• Input records:

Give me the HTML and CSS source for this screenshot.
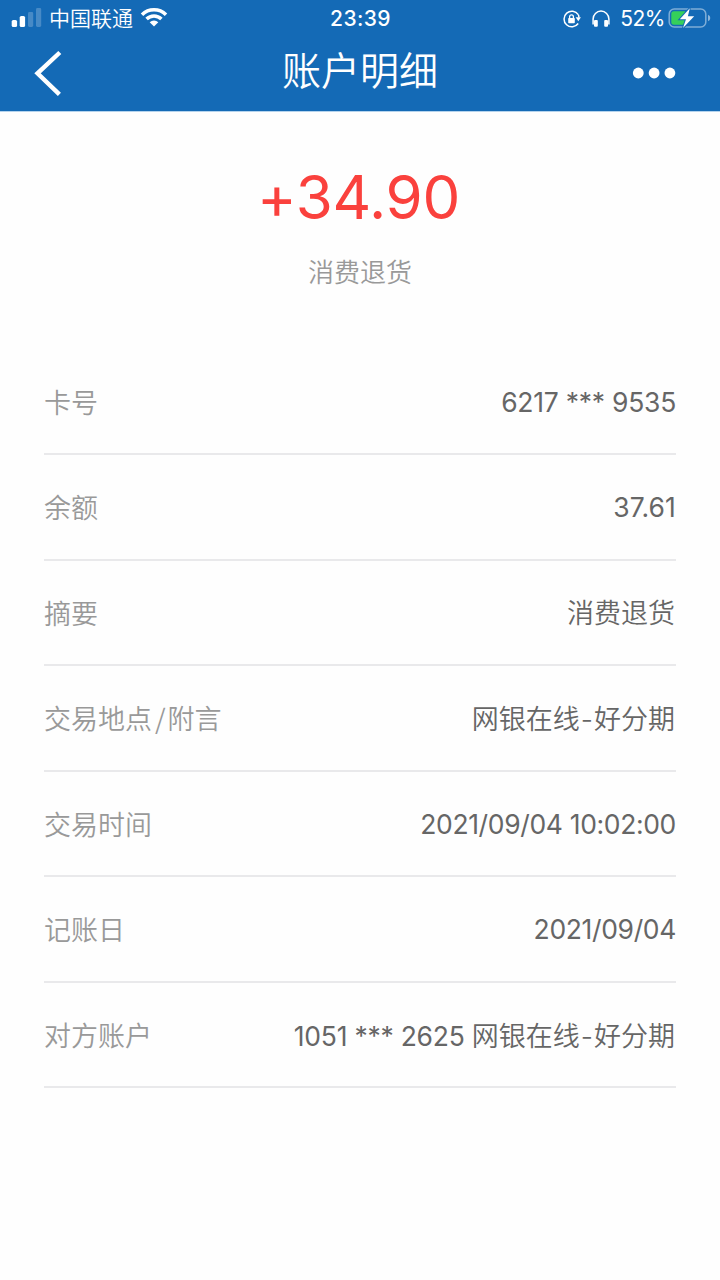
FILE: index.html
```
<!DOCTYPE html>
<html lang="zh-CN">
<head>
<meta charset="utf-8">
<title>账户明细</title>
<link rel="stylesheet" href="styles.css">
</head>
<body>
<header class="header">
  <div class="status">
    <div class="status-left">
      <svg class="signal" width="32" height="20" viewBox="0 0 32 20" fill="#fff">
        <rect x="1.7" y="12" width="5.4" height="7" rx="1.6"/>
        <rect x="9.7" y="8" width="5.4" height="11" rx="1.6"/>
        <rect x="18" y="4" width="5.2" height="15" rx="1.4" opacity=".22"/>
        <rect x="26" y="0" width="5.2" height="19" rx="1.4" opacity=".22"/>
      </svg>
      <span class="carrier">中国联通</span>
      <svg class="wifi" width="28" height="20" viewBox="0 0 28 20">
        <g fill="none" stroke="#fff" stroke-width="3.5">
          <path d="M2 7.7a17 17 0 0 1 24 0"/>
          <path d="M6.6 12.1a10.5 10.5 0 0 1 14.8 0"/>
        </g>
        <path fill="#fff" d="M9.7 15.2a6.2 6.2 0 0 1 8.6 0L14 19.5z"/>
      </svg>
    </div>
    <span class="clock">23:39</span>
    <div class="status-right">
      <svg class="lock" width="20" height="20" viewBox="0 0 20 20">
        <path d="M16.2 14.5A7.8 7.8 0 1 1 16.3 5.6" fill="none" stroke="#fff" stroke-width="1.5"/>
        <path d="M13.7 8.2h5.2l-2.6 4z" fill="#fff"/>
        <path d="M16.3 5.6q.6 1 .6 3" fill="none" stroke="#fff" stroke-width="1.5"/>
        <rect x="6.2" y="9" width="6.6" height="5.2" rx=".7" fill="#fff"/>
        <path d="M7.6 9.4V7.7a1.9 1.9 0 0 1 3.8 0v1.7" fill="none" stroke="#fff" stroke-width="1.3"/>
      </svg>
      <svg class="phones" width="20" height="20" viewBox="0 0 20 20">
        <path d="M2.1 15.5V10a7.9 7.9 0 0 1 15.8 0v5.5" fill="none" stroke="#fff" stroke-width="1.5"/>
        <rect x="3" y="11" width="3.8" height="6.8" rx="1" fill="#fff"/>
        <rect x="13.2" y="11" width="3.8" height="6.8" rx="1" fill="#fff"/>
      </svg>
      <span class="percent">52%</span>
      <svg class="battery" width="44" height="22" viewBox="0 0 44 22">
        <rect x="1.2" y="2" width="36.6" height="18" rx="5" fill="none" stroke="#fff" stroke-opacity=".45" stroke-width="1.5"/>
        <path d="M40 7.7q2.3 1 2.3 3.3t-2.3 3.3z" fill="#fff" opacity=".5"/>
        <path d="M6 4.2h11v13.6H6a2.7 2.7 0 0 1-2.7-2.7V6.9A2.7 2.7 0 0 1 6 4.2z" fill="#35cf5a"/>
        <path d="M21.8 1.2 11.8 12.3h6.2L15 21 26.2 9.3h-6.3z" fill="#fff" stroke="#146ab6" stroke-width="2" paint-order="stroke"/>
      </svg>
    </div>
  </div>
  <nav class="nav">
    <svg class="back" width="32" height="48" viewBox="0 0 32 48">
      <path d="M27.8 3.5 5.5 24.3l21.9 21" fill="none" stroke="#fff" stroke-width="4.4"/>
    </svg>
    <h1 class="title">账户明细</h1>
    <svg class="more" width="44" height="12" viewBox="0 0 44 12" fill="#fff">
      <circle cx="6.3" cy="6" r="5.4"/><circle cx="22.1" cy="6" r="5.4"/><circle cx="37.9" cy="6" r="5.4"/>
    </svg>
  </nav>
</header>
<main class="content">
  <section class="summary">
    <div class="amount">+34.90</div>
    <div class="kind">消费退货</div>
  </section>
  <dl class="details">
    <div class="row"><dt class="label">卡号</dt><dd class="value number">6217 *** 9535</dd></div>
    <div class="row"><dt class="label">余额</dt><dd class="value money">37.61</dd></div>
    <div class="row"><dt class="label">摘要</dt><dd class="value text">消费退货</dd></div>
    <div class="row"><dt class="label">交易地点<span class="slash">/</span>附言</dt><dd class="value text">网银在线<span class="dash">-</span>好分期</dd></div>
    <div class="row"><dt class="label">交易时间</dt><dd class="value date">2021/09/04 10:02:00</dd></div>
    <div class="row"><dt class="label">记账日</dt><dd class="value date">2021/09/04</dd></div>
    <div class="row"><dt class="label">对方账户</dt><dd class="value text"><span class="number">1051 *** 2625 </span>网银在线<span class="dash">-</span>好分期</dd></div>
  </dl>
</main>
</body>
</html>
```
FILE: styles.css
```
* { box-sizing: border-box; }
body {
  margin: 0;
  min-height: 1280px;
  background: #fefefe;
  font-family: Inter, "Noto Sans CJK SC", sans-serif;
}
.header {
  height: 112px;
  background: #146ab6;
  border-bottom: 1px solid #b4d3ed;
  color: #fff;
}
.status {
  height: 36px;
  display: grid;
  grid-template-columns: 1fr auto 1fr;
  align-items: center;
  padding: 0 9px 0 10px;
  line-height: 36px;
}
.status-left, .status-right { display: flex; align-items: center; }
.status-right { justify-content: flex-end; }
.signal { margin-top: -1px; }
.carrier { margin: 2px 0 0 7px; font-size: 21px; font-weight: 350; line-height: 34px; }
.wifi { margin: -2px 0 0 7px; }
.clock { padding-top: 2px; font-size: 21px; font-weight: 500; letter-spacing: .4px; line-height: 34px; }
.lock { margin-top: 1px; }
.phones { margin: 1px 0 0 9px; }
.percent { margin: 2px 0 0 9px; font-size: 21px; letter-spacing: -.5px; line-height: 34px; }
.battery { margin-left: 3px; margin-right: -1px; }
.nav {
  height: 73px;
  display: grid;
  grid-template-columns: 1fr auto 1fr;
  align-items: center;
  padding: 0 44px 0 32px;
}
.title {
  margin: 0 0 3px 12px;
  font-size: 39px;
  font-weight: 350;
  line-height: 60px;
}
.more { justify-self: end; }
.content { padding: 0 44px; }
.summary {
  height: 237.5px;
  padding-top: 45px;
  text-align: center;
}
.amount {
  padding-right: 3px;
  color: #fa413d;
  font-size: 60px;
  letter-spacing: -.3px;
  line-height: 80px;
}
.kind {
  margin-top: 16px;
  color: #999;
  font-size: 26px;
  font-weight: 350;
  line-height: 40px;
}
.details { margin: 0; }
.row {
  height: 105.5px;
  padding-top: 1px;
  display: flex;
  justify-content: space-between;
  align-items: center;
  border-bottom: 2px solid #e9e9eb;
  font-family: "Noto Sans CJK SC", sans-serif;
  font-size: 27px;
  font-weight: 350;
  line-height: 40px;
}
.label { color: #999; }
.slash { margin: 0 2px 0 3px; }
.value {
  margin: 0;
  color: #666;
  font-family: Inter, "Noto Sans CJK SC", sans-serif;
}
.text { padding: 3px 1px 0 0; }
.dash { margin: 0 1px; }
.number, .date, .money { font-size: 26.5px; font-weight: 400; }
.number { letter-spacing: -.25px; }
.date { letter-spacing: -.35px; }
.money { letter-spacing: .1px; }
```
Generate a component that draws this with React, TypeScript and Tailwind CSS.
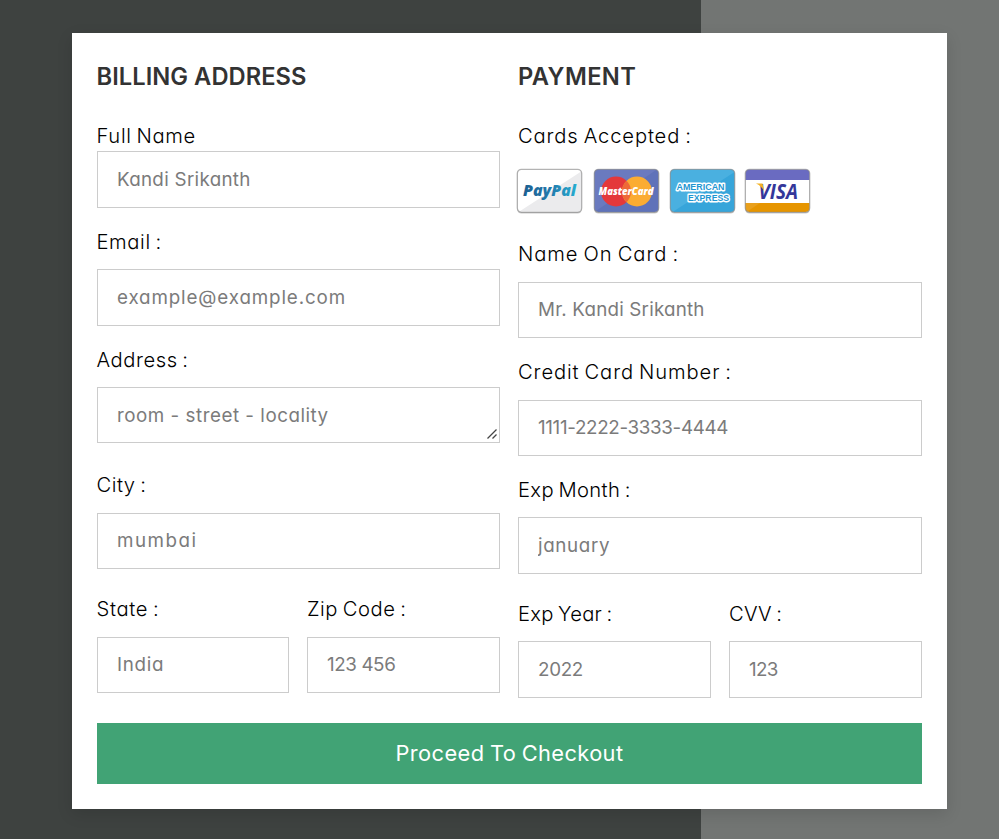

• Given task: Leaving the pictures aside, transcribe the entire listing exactly.

• Task response:
Give me the HTML and CSS source for this screenshot.
FILE: index.html
```
<!DOCTYPE html>
<html lang="zh-CN">
<head>
<meta charset="utf-8">
<title>账户明细</title>
<link rel="stylesheet" href="styles.css">
</head>
<body>
<header class="header">
  <div class="status">
    <div class="status-left">
      <svg class="signal" width="32" height="20" viewBox="0 0 32 20" fill="#fff">
        <rect x="1.7" y="12" width="5.4" height="7" rx="1.6"/>
        <rect x="9.7" y="8" width="5.4" height="11" rx="1.6"/>
        <rect x="18" y="4" width="5.2" height="15" rx="1.4" opacity=".22"/>
        <rect x="26" y="0" width="5.2" height="19" rx="1.4" opacity=".22"/>
      </svg>
      <span class="carrier">中国联通</span>
      <svg class="wifi" width="28" height="20" viewBox="0 0 28 20">
        <g fill="none" stroke="#fff" stroke-width="3.5">
          <path d="M2 7.7a17 17 0 0 1 24 0"/>
          <path d="M6.6 12.1a10.5 10.5 0 0 1 14.8 0"/>
        </g>
        <path fill="#fff" d="M9.7 15.2a6.2 6.2 0 0 1 8.6 0L14 19.5z"/>
      </svg>
    </div>
    <span class="clock">23:39</span>
    <div class="status-right">
      <svg class="lock" width="20" height="20" viewBox="0 0 20 20">
        <path d="M16.2 14.5A7.8 7.8 0 1 1 16.3 5.6" fill="none" stroke="#fff" stroke-width="1.5"/>
        <path d="M13.7 8.2h5.2l-2.6 4z" fill="#fff"/>
        <path d="M16.3 5.6q.6 1 .6 3" fill="none" stroke="#fff" stroke-width="1.5"/>
        <rect x="6.2" y="9" width="6.6" height="5.2" rx=".7" fill="#fff"/>
        <path d="M7.6 9.4V7.7a1.9 1.9 0 0 1 3.8 0v1.7" fill="none" stroke="#fff" stroke-width="1.3"/>
      </svg>
      <svg class="phones" width="20" height="20" viewBox="0 0 20 20">
        <path d="M2.1 15.5V10a7.9 7.9 0 0 1 15.8 0v5.5" fill="none" stroke="#fff" stroke-width="1.5"/>
        <rect x="3" y="11" width="3.8" height="6.8" rx="1" fill="#fff"/>
        <rect x="13.2" y="11" width="3.8" height="6.8" rx="1" fill="#fff"/>
      </svg>
      <span class="percent">52%</span>
      <svg class="battery" width="44" height="22" viewBox="0 0 44 22">
        <rect x="1.2" y="2" width="36.6" height="18" rx="5" fill="none" stroke="#fff" stroke-opacity=".45" stroke-width="1.5"/>
        <path d="M40 7.7q2.3 1 2.3 3.3t-2.3 3.3z" fill="#fff" opacity=".5"/>
        <path d="M6 4.2h11v13.6H6a2.7 2.7 0 0 1-2.7-2.7V6.9A2.7 2.7 0 0 1 6 4.2z" fill="#35cf5a"/>
        <path d="M21.8 1.2 11.8 12.3h6.2L15 21 26.2 9.3h-6.3z" fill="#fff" stroke="#146ab6" stroke-width="2" paint-order="stroke"/>
      </svg>
    </div>
  </div>
  <nav class="nav">
    <svg class="back" width="32" height="48" viewBox="0 0 32 48">
      <path d="M27.8 3.5 5.5 24.3l21.9 21" fill="none" stroke="#fff" stroke-width="4.4"/>
    </svg>
    <h1 class="title">账户明细</h1>
    <svg class="more" width="44" height="12" viewBox="0 0 44 12" fill="#fff">
      <circle cx="6.3" cy="6" r="5.4"/><circle cx="22.1" cy="6" r="5.4"/><circle cx="37.9" cy="6" r="5.4"/>
    </svg>
  </nav>
</header>
<main class="content">
  <section class="summary">
    <div class="amount">+34.90</div>
    <div class="kind">消费退货</div>
  </section>
  <dl class="details">
    <div class="row"><dt class="label">卡号</dt><dd class="value number">6217 *** 9535</dd></div>
    <div class="row"><dt class="label">余额</dt><dd class="value money">37.61</dd></div>
    <div class="row"><dt class="label">摘要</dt><dd class="value text">消费退货</dd></div>
    <div class="row"><dt class="label">交易地点<span class="slash">/</span>附言</dt><dd class="value text">网银在线<span class="dash">-</span>好分期</dd></div>
    <div class="row"><dt class="label">交易时间</dt><dd class="value date">2021/09/04 10:02:00</dd></div>
    <div class="row"><dt class="label">记账日</dt><dd class="value date">2021/09/04</dd></div>
    <div class="row"><dt class="label">对方账户</dt><dd class="value text"><span class="number">1051 *** 2625 </span>网银在线<span class="dash">-</span>好分期</dd></div>
  </dl>
</main>
</body>
</html>
```
FILE: styles.css
```
* { box-sizing: border-box; }
body {
  margin: 0;
  min-height: 1280px;
  background: #fefefe;
  font-family: Inter, "Noto Sans CJK SC", sans-serif;
}
.header {
  height: 112px;
  background: #146ab6;
  border-bottom: 1px solid #b4d3ed;
  color: #fff;
}
.status {
  height: 36px;
  display: grid;
  grid-template-columns: 1fr auto 1fr;
  align-items: center;
  padding: 0 9px 0 10px;
  line-height: 36px;
}
.status-left, .status-right { display: flex; align-items: center; }
.status-right { justify-content: flex-end; }
.signal { margin-top: -1px; }
.carrier { margin: 2px 0 0 7px; font-size: 21px; font-weight: 350; line-height: 34px; }
.wifi { margin: -2px 0 0 7px; }
.clock { padding-top: 2px; font-size: 21px; font-weight: 500; letter-spacing: .4px; line-height: 34px; }
.lock { margin-top: 1px; }
.phones { margin: 1px 0 0 9px; }
.percent { margin: 2px 0 0 9px; font-size: 21px; letter-spacing: -.5px; line-height: 34px; }
.battery { margin-left: 3px; margin-right: -1px; }
.nav {
  height: 73px;
  display: grid;
  grid-template-columns: 1fr auto 1fr;
  align-items: center;
  padding: 0 44px 0 32px;
}
.title {
  margin: 0 0 3px 12px;
  font-size: 39px;
  font-weight: 350;
  line-height: 60px;
}
.more { justify-self: end; }
.content { padding: 0 44px; }
.summary {
  height: 237.5px;
  padding-top: 45px;
  text-align: center;
}
.amount {
  padding-right: 3px;
  color: #fa413d;
  font-size: 60px;
  letter-spacing: -.3px;
  line-height: 80px;
}
.kind {
  margin-top: 16px;
  color: #999;
  font-size: 26px;
  font-weight: 350;
  line-height: 40px;
}
.details { margin: 0; }
.row {
  height: 105.5px;
  padding-top: 1px;
  display: flex;
  justify-content: space-between;
  align-items: center;
  border-bottom: 2px solid #e9e9eb;
  font-family: "Noto Sans CJK SC", sans-serif;
  font-size: 27px;
  font-weight: 350;
  line-height: 40px;
}
.label { color: #999; }
.slash { margin: 0 2px 0 3px; }
.value {
  margin: 0;
  color: #666;
  font-family: Inter, "Noto Sans CJK SC", sans-serif;
}
.text { padding: 3px 1px 0 0; }
.dash { margin: 0 1px; }
.number, .date, .money { font-size: 26.5px; font-weight: 400; }
.number { letter-spacing: -.25px; }
.date { letter-spacing: -.35px; }
.money { letter-spacing: .1px; }
```
Generate a component that draws this with React, TypeScript and Tailwind CSS.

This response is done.